Pretending I Play PoolIt’s been about 10 years since I took Black & White Photography at Watkins. I feel like I was fairly decent at it, or at least got more and more decent as the weeks went on. We had to take 2 rolls’ worth of shots each week, focusing on a given mission (low light shots, motion shots, etc.), and then we had to do the whole dark room / contact sheet / hand-print while standing over a bin of water thing in the lab. It was probably one of my favorite classes at Watkins, since it basically consisted of running around taking pictures and standing around in a mad scientist apron chatting with classmates. I had an eye for unsettling ways of cropping a picture, and I tended to go more for photography projects that mainly served to document bits of performance art, like dancing in odd places. (I also love performance art, and you should not start telling me how silly and pretentious that is unless you want to hear me try to convince you otherwise for an hour and then try to loan you some books.) My photography teacher briefly tried to get me to switch majors, but she and I both knew that I was not cut out for a life of photographing weddings and children and it’s terribly hard to pay for a house with oddly-cropped pictures of people staging their own deaths.

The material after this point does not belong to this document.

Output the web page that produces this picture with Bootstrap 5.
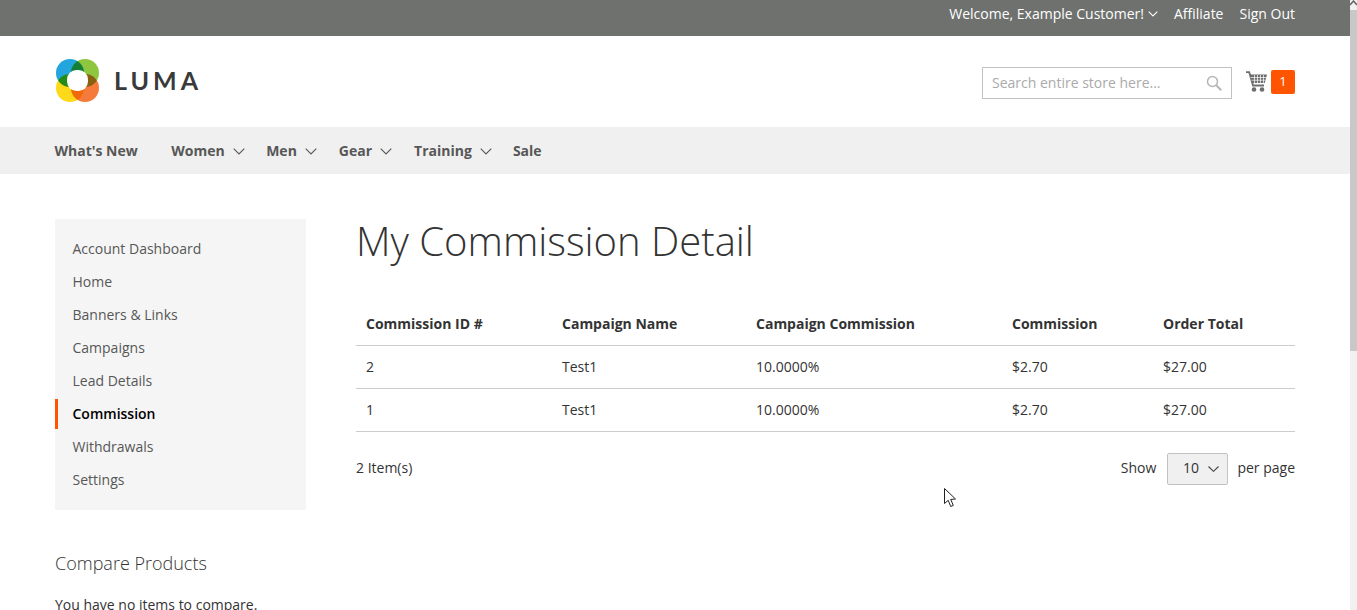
<!DOCTYPE html>
<html lang="en"><head><meta charset="utf-8"><title>My Commission Detail</title>
<link href="https://cdn.jsdelivr.net/npm/bootstrap@5.3.0/dist/css/bootstrap.min.css" rel="stylesheet">
<style>
html,body{height:610px;overflow:hidden}
body{font-family:"Open Sans",sans-serif;font-size:14px;color:#333;background:#fff;line-height:1.43}
a{color:inherit;text-decoration:none}
.page{width:1350px;height:610px;overflow:hidden}
.sb{width:7px;height:610px;background:#f1f1f1;position:fixed;right:0;top:0}
.sb i{display:block;background:#c8c8c8;height:341px;margin-top:10px}
.sb svg{position:absolute;left:0;top:0}
.topbar{height:36px;background:#6e716e;color:#fff;padding:0 55px 7px 0}
.hdr{height:91px;padding:0 55px}
.logo{isolation:isolate;margin-top:-3px}
.logo circle.c{mix-blend-mode:multiply}
.logo-t{font-family:"Lato",sans-serif;font-size:25px;letter-spacing:4px;color:#3a3a3a;font-weight:700;margin:-3px 0 0 14px;line-height:1}
.search{width:250px;height:32px;border:1px solid #c2c2c2;color:#aaa;padding:0 9px;font-size:14px;margin-top:3px}
.cart{margin:0 4px 0 14px}
.badge-c{width:24px;height:24px;background:#ff5501;color:#fff;border-radius:2px;font-size:13px}
.nav-b{height:47px;background:#f0f0f0;padding:2px 55px 0 54.5px;font-weight:700;color:#575757}
.nav-b a{margin-right:22px}
.nav-b a:first-child{margin-right:33.5px}
.nav-b a:nth-child(2){margin-right:21.5px}
.nav-b a:nth-child(5){margin-right:21px}
.nav-b a svg{margin-left:8px}
.main{padding:45px 55px 0;gap:50px}
.side{width:251px;flex:none}
.side-box{background:#f5f5f5;padding:15px 0;height:291px}
.side-box div{height:33px;padding:0 0 0 17.5px;line-height:30px;color:#575757}
.side-box .on{color:#000;font-weight:600;border-left:3px solid #ff5501;padding-left:14.5px;height:30px;margin-bottom:3px}
.cmp{font-size:18px;font-weight:300;margin-top:40px;line-height:26px;color:#333}
.note{margin-top:19px}
.h1x{font-size:40px;font-weight:300;line-height:46px;margin:-1px 0 0}
.content{flex:1;min-width:0}
table.tb{width:939px;margin-top:38px;table-layout:fixed;color:#333}
.tb th{font-weight:700;padding:12px 10px 10px;border-bottom:1px solid #ccc;line-height:20px;height:43px}
.tb td{padding:11px 10px;border-bottom:1px solid #ccc;line-height:20px;height:43px}
.foot{width:939px;margin-top:21px}
.foot .items{margin-top:-1px}
.pick{width:61px;height:32px;background:#f0f0f0;border:1px solid #c2c2c2;border-radius:2px;margin:0 9.5px 0 10.5px;padding-left:15px}
.pick svg{margin-left:9px}
.cur{position:fixed;left:944px;top:488px}
</style></head><body>
<div class="page">
<div class="topbar d-flex justify-content-end align-items-center">
<span class="d-flex align-items-center">Welcome, Example Customer!<svg class="ms-1" width="10" height="6" viewBox="0 0 10 6"><path d="M.7.7 5 5 9.3.7" fill="none" stroke="#fff" stroke-width="1.1"/></svg></span>
<a href="#" class="ms-3">Affiliate</a><a href="#" class="ms-3">Sign Out</a>
</div>
<div class="hdr d-flex align-items-center justify-content-between">
<div class="d-flex align-items-center">
<svg class="logo" width="45" height="45" viewBox="0 0 45 45"><circle class="c" cx="15" cy="15" r="14" fill="#23a5dd"/><circle class="c" cx="30" cy="15" r="14" fill="#8ec63f"/><circle class="c" cx="15" cy="30" r="14" fill="#fdd91a"/><circle class="c" cx="30" cy="30" r="14" fill="#f47b3c"/><rect x="12" y="12" width="21" height="21" rx="9.500" fill="#fff"/></svg>
<span class="logo-t">LUMA</span>
</div>
<div class="d-flex align-items-center">
<div class="search d-flex align-items-center justify-content-between"><span>Search entire store here...</span><svg width="16" height="16" viewBox="0 0 16 16"><circle cx="6.500" cy="6.500" r="5" fill="none" stroke="#b5b5b5" stroke-width="1.500"/><path d="m10.200 10.200 5 5" stroke="#b5b5b5" stroke-width="2"/></svg></div>
<svg class="cart" width="21" height="21" viewBox="0 0 21 21"><path d="M0 1.200h3.200L7 14.500h11" fill="none" stroke="#6d6d6d" stroke-width="1.800"/><path d="M4 3.500h17l-2.200 8.500H6.300z" fill="#6d6d6d"/><path d="M4.500 6.500h16M5.500 9.200h14M8.500 4v8M11.500 4v8M14.500 4v8M17.500 4v8" stroke="#fff" stroke-width=".7"/><circle cx="8" cy="18.500" r="2.300" fill="#6d6d6d"/><circle cx="16" cy="18.500" r="2.300" fill="#6d6d6d"/></svg>
<span class="badge-c d-flex align-items-center justify-content-center">1</span>
</div>
</div>
<div class="nav-b d-flex align-items-center">
<a href="#">What's New</a>
<a href="#" class="d-flex align-items-center">Women<svg width="12" height="7" viewBox="0 0 12 7"><path d="M.7.7 6 6 11.300.7" fill="none" stroke="#575757" stroke-width="1.100"/></svg></a>
<a href="#" class="d-flex align-items-center">Men<svg width="12" height="7" viewBox="0 0 12 7"><path d="M.7.7 6 6 11.300.7" fill="none" stroke="#575757" stroke-width="1.100"/></svg></a>
<a href="#" class="d-flex align-items-center">Gear<svg width="12" height="7" viewBox="0 0 12 7"><path d="M.7.7 6 6 11.300.7" fill="none" stroke="#575757" stroke-width="1.100"/></svg></a>
<a href="#" class="d-flex align-items-center">Training<svg width="12" height="7" viewBox="0 0 12 7"><path d="M.7.7 6 6 11.300.7" fill="none" stroke="#575757" stroke-width="1.100"/></svg></a>
<a href="#">Sale</a>
</div>
<div class="main d-flex">
<div class="side">
<div class="side-box"><div>Account Dashboard</div><div>Home</div><div>Banners &amp; Links</div><div>Campaigns</div><div>Lead Details</div><div class="on">Commission</div><div>Withdrawals</div><div>Settings</div></div>
<div class="cmp">Compare Products</div>
<div class="note">You have no items to compare.</div>
</div>
<div class="content">
<h1 class="h1x">My Commission Detail</h1>
<table class="tb"><colgroup><col style="width:196px"><col style="width:194px"><col style="width:256px"><col style="width:151px"><col></colgroup>
<thead><tr><th>Commission ID #</th><th>Campaign Name</th><th>Campaign Commission</th><th>Commission</th><th>Order Total</th></tr></thead>
<tbody><tr><td>2</td><td>Test1</td><td>10.0000%</td><td>$2.70</td><td>$27.00</td></tr><tr><td>1</td><td>Test1</td><td>10.0000%</td><td>$2.70</td><td>$27.00</td></tr></tbody></table>
<div class="foot d-flex justify-content-between align-items-center">
<span class="items">2 Item(s)</span>
<span class="d-flex align-items-center">Show<span class="pick d-flex align-items-center">10<svg width="11" height="6" viewBox="0 0 11 6"><path d="M.5.5 5.500 5.300 10.500.5" fill="none" stroke="#444" stroke-width="1.100"/></svg></span>per page</span>
</div>
</div>
</div>
</div>
<div class="sb"><svg width="7" height="6" viewBox="0 0 7 6"><path d="M0 5 3.500 1 7 5" fill="none" stroke="#666" stroke-width="1.500"/></svg><i></i></div>
<svg class="cur" width="13" height="20" viewBox="0 0 13 20"><path d="M.5.5v15l3.700-3.200 2.500 6.200 2.600-1.100-2.600-6 4.800-.4z" fill="#fff" stroke="#222"/></svg>
<script src="https://cdn.jsdelivr.net/npm/bootstrap@5.3.0/dist/js/bootstrap.bundle.min.js"></script>
</body></html>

Not that the graphic design thing worked out much better, but the web development thing certainly did, and the market wouldn’t have had a chance to tell me I needed to build web sites instead of designing them if I hadn’t tried to design them and found out I wasn’t as good at it as my classmates. Graphic design sits in this weird space where there are SO MANY rules and yet you’re still expected to creatively solve a problem. It’s like…stealth rules. I would rather my rules be obvious. When I break the rules, I want Visual Studio to yell at me in the form of a squiggley red line or start throwing exceptions.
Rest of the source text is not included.